I'm firmly convinced that the future of any art form lies in its past—in reinvestigating the past, integrating it, synthesizing it, at times ignoring it, reacting to it, but most importantly being profoundly aware of the history of the art form. We are living with such unmitigated access to information—to surprising and rousing thought and inquiry—thanks to the expanding modes of communication at our disposal. I am somewhat concerned about the nature of our consuming post-industrial social networking apparatus that seems determined to turn everything into an endless feedback cycle of likes, dislikes, and comments, but I am very interested to see how and where that filters into theater. As ever, new theater is on a collision course with new media and this amalgamation, this meeting of zeitgeists actually makes things more engaging.

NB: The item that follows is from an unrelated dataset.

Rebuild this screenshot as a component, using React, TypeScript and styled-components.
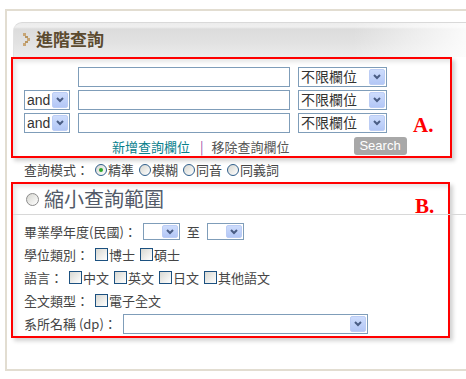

LD: What do you consider avant-garde as of today...

WC: We're in such an outrageously accessible cultural space right now that the concept of avant-garde is strangely ubiquitous. What used to take weeks, months, or years to distinguish as cutting edge, now takes mere days via our extended communication pathways; integrating new ideas into old ones happens so quickly that the majority can hardly conceive of an artistic movement before it has already passed. One of the unique troubles with the avant-garde is that it so quickly devours itself and becomes stale within a context of constantly shifting paradigms. There seems to be more critical outlets in NYC theatre than ever, and now when a new work arrives it's consumed by this socio-critical complex that processes and rates it immediately, rendering it seemingly expired before any public gets access to discover it on their own terms. Of course, there are still many companies working outside the defined systems of disciplines and I think the most exciting work is happening on these boundaries between forms.